5. Open Challenges and Future Directions
Open research directions include:
- Optimally choosing surrogates for black-box transfer, and formalization of capacity/similarity metrics beyond gradient alignment.
- Frequency domain and spectral approaches: Centralized perturbation attacks focus on low/mid-frequency components, aligning with shared model representations (Wu et al., 2023).
- Algorithmic frameworks such as bilevel optimization (BETAK), which coordinate initialization and hypergradient response to explicitly maximize transferability subject to surrogate adaptation (Liu et al., 2024).
- Physical-world and context-driven attacks: Extending transferability to real-world and context-dependent settings (e.g., physically realizable object detector attacks, jailbreaking LLMs under safety layers) (Cai et al., 2021, Yang et al., 25 Feb 2025).
- Defense-evasion arms race: Most current defenses are not robust to unknown, unconstrained transfer attacks, especially where non-L-infinity norms or novel domain transfer mechanisms are used.
A plausible implication is that as models, training data, and attack algorithms continue to diversify, both attackers and defenders must move towards ensemble and structure-aware strategies that reflect the practical heterogeneity of real-world deployment scenarios.
6. Comprehensive Evaluation and Best Practices
A systematic evaluation of transfer attacks should consider both transferability and stealthiness using diverse metrics (ASR, PSNR, SSIM, LPIPS, FID), sweeping hyperparameters (iteration count, augmentation multiplicity, target layers) (Zhao et al., 2022). Best practices include:
- Early stopping in iterative attacks for optimal transfer.
- Hyperparameter fairness across categories (e.g., same step-size/copy count for augmentation methods).
- Defense evaluation against unseen attack types and attack signature analysis (e.g., using diagnostic classifiers to fingerprint attack generation processes).
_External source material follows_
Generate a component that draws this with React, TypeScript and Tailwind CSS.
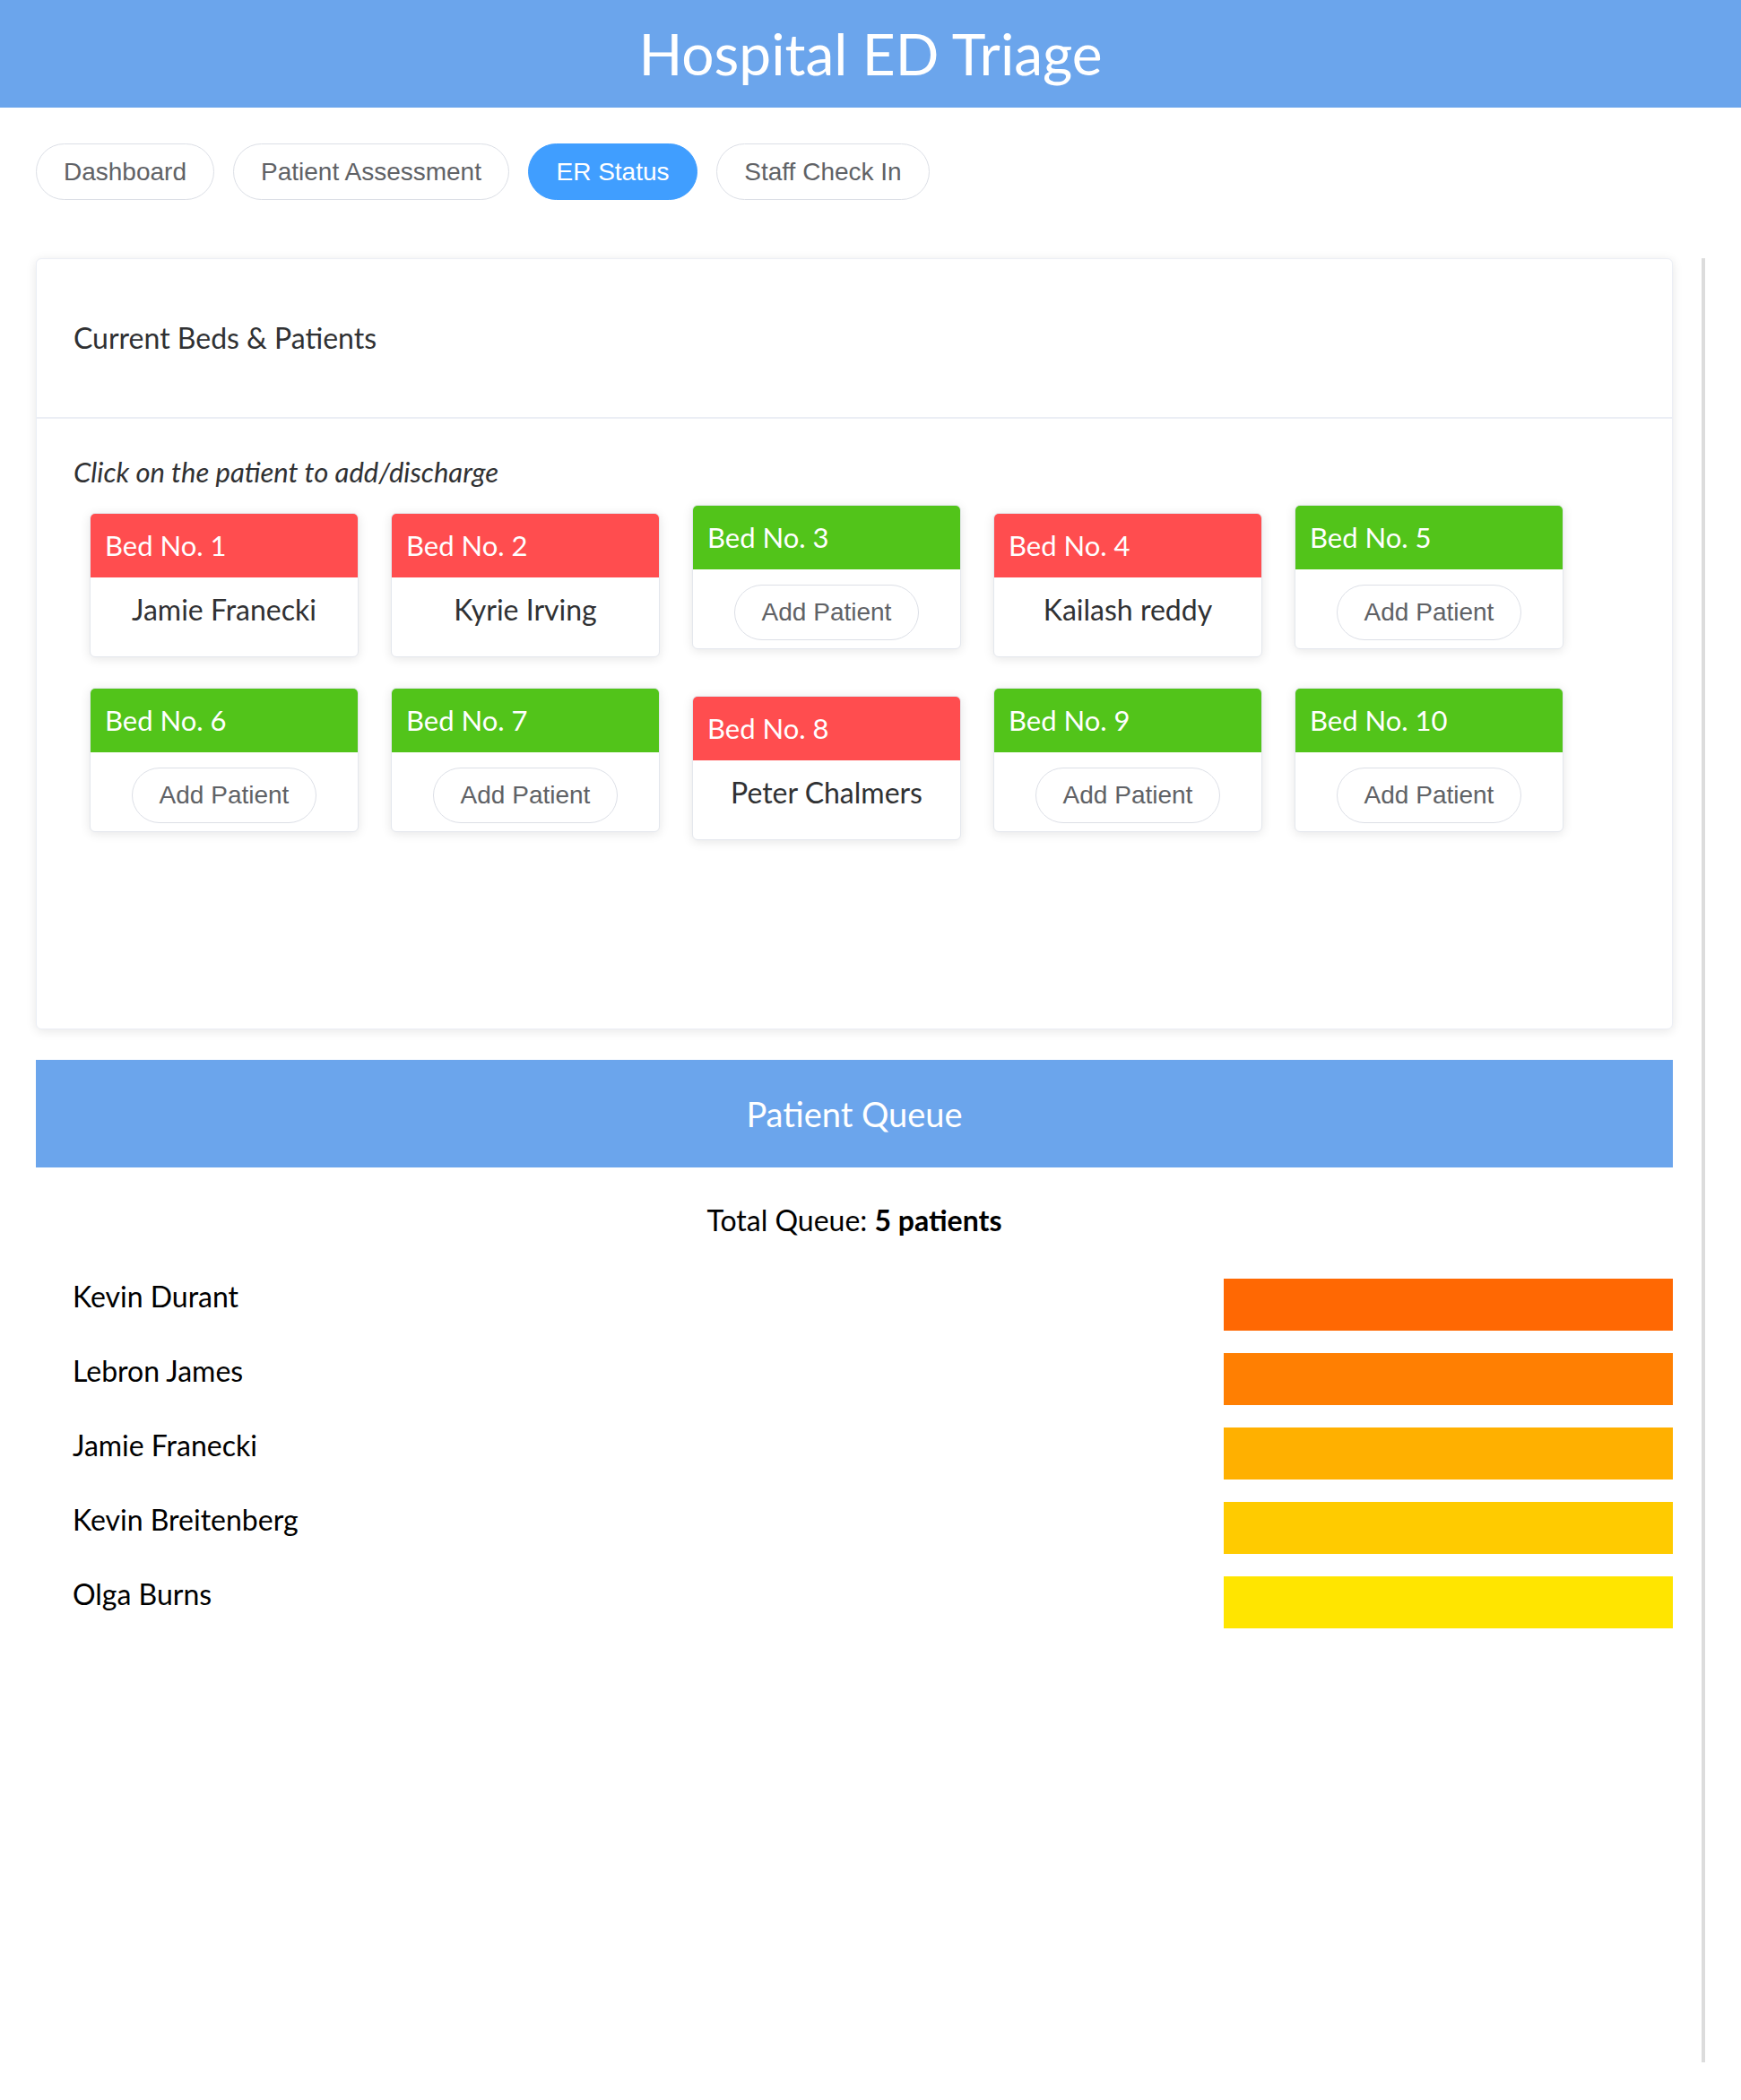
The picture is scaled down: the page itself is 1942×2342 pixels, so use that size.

- Release of code, standardized benchmarks, and attack lists to promote reproducibility (Zhao et al., 2022).
References
- (Mao et al., 2022) Transfer Attacks Revisited: A Large-Scale Empirical Study in Real Computer Vision Settings
- (Zhao et al., 2022) Towards Good Practices in Evaluating Transfer Adversarial Attacks
- (Zhang et al., 2023) Transferable Adversarial Attacks on Vision Transformers with Token Gradient Regularization
- (Liu et al., 2023) Transferable Availability Poisoning Attacks
- (Yang et al., 25 Feb 2025) Guiding not Forcing: Enhancing the Transferability of Jailbreaking Attacks on LLMs via Removing Superfluous Constraints
- (Chen et al., 4 Feb 2025) Dual-Flow: Transferable Multi-Target, Instance-Agnostic Attacks via In-the-wild Cascading Flow Optimization
- (Wu et al., 2023) Towards Transferable Adversarial Attacks with Centralized Perturbation
- (He et al., 2023) Transferable Attack for Semantic Segmentation
- (Zhang et al., 2023) Transfer Attacks and Defenses for LLMs on Coding Tasks
- (Zheng et al., 2024) Downstream Transfer Attack: Adversarial Attacks on Downstream Models with Pre-trained Vision Transformers
- (Guesmi et al., 26 May 2025) TESSER: Transfer-Enhancing Adversarial Attacks from Vision Transformers via Spectral and Semantic Regularization
- (Sitawarin et al., 2023) PubDef: Defending Against Transfer Attacks From Public Models
- (Alecci et al., 2023) Your Attack Is Too DUMB: Formalizing Attacker Scenarios for Adversarial Transferability
- (Yang et al., 2023) Towards Deep Learning Models Resistant to Transfer-based Adversarial Attacks via Data-centric Robust Learning
These works collectively define the state of the art and theory in transfer attacks, their practical methodologies, empirical properties, and countermeasures.